__Given information__.

______________________________

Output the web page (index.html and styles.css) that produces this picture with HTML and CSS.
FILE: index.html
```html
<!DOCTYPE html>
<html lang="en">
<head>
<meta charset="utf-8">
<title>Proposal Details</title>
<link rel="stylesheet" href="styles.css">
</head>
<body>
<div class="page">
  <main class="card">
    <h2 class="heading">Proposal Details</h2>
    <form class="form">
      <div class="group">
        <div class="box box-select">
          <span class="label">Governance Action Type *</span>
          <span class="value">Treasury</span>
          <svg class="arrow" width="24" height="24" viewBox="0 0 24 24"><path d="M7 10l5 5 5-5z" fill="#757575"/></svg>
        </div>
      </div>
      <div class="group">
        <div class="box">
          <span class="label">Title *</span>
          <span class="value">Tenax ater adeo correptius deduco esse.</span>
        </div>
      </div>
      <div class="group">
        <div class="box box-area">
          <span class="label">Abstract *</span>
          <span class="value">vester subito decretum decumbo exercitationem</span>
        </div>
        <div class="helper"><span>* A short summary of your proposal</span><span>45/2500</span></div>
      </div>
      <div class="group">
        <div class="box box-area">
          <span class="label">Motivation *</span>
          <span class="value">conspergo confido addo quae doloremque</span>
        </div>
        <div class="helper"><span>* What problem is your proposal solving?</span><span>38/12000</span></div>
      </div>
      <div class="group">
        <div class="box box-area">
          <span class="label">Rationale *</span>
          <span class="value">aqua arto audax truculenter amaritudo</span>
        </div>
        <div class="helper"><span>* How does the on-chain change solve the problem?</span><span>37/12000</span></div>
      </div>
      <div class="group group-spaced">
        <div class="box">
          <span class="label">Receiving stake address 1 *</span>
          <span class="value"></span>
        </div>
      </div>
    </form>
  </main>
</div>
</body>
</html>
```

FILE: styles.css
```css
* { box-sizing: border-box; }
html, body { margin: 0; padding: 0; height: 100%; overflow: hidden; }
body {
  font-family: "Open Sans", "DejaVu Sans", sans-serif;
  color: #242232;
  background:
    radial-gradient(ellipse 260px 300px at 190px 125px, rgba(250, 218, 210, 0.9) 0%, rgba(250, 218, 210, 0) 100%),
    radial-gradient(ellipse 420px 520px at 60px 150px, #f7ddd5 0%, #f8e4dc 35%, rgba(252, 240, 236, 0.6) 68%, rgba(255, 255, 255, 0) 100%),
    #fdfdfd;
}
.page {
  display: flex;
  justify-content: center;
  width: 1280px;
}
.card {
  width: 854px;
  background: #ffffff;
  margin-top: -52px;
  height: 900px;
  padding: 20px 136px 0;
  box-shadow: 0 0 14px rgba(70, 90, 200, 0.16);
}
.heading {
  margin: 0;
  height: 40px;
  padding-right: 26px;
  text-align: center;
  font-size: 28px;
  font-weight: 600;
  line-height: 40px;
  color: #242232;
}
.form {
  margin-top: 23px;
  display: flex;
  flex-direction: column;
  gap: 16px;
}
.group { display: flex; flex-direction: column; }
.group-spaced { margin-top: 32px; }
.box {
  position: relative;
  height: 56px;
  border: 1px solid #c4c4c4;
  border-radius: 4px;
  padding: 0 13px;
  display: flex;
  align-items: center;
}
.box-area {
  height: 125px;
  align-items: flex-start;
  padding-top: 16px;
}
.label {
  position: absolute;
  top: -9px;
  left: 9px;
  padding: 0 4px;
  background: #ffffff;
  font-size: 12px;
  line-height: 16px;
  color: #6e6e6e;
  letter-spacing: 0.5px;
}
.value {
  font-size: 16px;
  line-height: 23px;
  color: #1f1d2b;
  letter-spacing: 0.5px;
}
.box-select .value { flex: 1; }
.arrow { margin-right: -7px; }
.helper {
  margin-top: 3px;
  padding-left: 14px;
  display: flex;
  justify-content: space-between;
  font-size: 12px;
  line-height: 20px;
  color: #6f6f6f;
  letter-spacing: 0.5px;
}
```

______________________________

Quote the whole listing above, leaving nothing out.

__Solved problem__.
Output the web page (index.html and styles.css) that produces this picture with HTML and CSS.
FILE: index.html
```html
<!DOCTYPE html>
<html lang="en">
<head>
<meta charset="utf-8">
<title>Proposal Details</title>
<link rel="stylesheet" href="styles.css">
</head>
<body>
<div class="page">
  <main class="card">
    <h2 class="heading">Proposal Details</h2>
    <form class="form">
      <div class="group">
        <div class="box box-select">
          <span class="label">Governance Action Type *</span>
          <span class="value">Treasury</span>
          <svg class="arrow" width="24" height="24" viewBox="0 0 24 24"><path d="M7 10l5 5 5-5z" fill="#757575"/></svg>
        </div>
      </div>
      <div class="group">
        <div class="box">
          <span class="label">Title *</span>
          <span class="value">Tenax ater adeo correptius deduco esse.</span>
        </div>
      </div>
      <div class="group">
        <div class="box box-area">
          <span class="label">Abstract *</span>
          <span class="value">vester subito decretum decumbo exercitationem</span>
        </div>
        <div class="helper"><span>* A short summary of your proposal</span><span>45/2500</span></div>
      </div>
      <div class="group">
        <div class="box box-area">
          <span class="label">Motivation *</span>
          <span class="value">conspergo confido addo quae doloremque</span>
        </div>
        <div class="helper"><span>* What problem is your proposal solving?</span><span>38/12000</span></div>
      </div>
      <div class="group">
        <div class="box box-area">
          <span class="label">Rationale *</span>
          <span class="value">aqua arto audax truculenter amaritudo</span>
        </div>
        <div class="helper"><span>* How does the on-chain change solve the problem?</span><span>37/12000</span></div>
      </div>
      <div class="group group-spaced">
        <div class="box">
          <span class="label">Receiving stake address 1 *</span>
          <span class="value"></span>
        </div>
      </div>
    </form>
  </main>
</div>
</body>
</html>
```

FILE: styles.css
```css
* { box-sizing: border-box; }
html, body { margin: 0; padding: 0; height: 100%; overflow: hidden; }
body {
  font-family: "Open Sans", "DejaVu Sans", sans-serif;
  color: #242232;
  background:
    radial-gradient(ellipse 260px 300px at 190px 125px, rgba(250, 218, 210, 0.9) 0%, rgba(250, 218, 210, 0) 100%),
    radial-gradient(ellipse 420px 520px at 60px 150px, #f7ddd5 0%, #f8e4dc 35%, rgba(252, 240, 236, 0.6) 68%, rgba(255, 255, 255, 0) 100%),
    #fdfdfd;
}
.page {
  display: flex;
  justify-content: center;
  width: 1280px;
}
.card {
  width: 854px;
  background: #ffffff;
  margin-top: -52px;
  height: 900px;
  padding: 20px 136px 0;
  box-shadow: 0 0 14px rgba(70, 90, 200, 0.16);
}
.heading {
  margin: 0;
  height: 40px;
  padding-right: 26px;
  text-align: center;
  font-size: 28px;
  font-weight: 600;
  line-height: 40px;
  color: #242232;
}
.form {
  margin-top: 23px;
  display: flex;
  flex-direction: column;
  gap: 16px;
}
.group { display: flex; flex-direction: column; }
.group-spaced { margin-top: 32px; }
.box {
  position: relative;
  height: 56px;
  border: 1px solid #c4c4c4;
  border-radius: 4px;
  padding: 0 13px;
  display: flex;
  align-items: center;
}
.box-area {
  height: 125px;
  align-items: flex-start;
  padding-top: 16px;
}
.label {
  position: absolute;
  top: -9px;
  left: 9px;
  padding: 0 4px;
  background: #ffffff;
  font-size: 12px;
  line-height: 16px;
  color: #6e6e6e;
  letter-spacing: 0.5px;
}
.value {
  font-size: 16px;
  line-height: 23px;
  color: #1f1d2b;
  letter-spacing: 0.5px;
}
.box-select .value { flex: 1; }
.arrow { margin-right: -7px; }
.helper {
  margin-top: 3px;
  padding-left: 14px;
  display: flex;
  justify-content: space-between;
  font-size: 12px;
  line-height: 20px;
  color: #6f6f6f;
  letter-spacing: 0.5px;
}
```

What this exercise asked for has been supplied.